What to work on: From the very first line of the data to the line containing "Classic radio glyph", retype everything exactly, leaving the pictures behind.

Information shown:

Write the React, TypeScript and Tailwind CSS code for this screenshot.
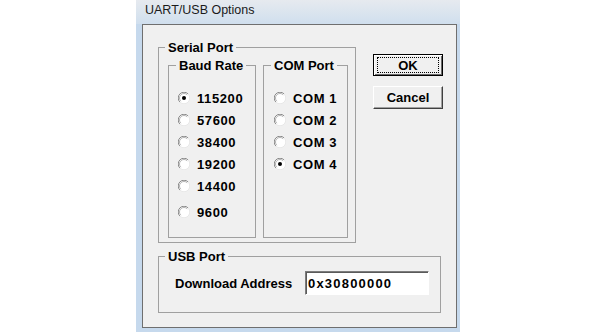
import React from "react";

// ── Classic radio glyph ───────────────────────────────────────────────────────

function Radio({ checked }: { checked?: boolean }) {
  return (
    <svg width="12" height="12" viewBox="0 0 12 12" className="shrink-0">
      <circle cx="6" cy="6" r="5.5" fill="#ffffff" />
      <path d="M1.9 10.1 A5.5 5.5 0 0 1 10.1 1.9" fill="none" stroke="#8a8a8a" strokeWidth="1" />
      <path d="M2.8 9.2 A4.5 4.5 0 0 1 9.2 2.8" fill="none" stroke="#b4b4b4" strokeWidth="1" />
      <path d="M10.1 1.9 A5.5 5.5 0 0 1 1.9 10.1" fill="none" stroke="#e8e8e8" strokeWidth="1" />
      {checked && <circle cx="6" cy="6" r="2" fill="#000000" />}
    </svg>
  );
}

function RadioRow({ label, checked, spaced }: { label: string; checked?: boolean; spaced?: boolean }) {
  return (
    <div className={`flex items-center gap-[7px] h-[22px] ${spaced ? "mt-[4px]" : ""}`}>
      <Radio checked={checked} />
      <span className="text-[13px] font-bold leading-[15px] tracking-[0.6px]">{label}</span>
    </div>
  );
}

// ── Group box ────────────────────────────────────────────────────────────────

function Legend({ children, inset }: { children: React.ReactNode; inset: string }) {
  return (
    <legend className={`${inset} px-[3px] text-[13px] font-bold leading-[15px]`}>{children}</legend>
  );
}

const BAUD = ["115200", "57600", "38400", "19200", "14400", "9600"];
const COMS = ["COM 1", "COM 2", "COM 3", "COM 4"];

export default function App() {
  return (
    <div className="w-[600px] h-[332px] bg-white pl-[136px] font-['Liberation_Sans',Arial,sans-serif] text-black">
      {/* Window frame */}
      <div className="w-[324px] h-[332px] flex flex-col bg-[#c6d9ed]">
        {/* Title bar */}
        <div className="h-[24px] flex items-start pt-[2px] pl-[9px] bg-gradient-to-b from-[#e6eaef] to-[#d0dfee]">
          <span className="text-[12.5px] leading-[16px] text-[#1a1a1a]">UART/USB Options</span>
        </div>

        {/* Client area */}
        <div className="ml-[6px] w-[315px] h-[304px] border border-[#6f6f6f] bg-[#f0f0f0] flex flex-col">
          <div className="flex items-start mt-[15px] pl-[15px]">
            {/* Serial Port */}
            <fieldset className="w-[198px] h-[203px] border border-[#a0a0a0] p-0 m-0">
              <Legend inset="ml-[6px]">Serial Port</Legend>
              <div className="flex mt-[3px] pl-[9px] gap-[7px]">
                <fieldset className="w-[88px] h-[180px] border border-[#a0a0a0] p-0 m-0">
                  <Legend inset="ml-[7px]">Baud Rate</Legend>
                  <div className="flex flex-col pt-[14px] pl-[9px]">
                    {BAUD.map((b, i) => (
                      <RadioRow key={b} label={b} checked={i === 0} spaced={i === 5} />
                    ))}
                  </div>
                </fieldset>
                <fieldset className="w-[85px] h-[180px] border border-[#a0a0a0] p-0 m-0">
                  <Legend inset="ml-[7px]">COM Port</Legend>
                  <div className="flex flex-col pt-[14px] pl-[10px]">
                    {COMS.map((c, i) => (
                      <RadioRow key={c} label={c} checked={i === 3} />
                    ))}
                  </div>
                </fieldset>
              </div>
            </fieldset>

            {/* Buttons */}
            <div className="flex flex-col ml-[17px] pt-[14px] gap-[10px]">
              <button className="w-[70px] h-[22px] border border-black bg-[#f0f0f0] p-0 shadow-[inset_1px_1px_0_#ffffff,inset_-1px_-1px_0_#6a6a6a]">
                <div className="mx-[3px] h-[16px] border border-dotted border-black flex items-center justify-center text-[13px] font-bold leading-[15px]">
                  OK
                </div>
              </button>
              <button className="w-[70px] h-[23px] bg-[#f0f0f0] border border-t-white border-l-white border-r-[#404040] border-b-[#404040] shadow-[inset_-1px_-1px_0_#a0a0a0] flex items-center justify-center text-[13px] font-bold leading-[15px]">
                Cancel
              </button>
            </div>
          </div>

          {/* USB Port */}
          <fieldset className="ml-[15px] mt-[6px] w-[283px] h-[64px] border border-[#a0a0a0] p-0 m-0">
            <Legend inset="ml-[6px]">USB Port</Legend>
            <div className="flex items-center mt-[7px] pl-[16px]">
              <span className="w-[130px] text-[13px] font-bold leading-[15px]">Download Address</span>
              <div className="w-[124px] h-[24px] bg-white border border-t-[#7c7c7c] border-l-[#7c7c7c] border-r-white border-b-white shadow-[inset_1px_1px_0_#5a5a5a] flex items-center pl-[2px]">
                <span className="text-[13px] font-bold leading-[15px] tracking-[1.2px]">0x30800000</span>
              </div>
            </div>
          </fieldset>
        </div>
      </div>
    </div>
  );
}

Solution to this problem:
Write the React, TypeScript and Tailwind CSS code for this screenshot.
import React from "react";

// ── Classic radio glyph ───────────────────────────────────────────────────────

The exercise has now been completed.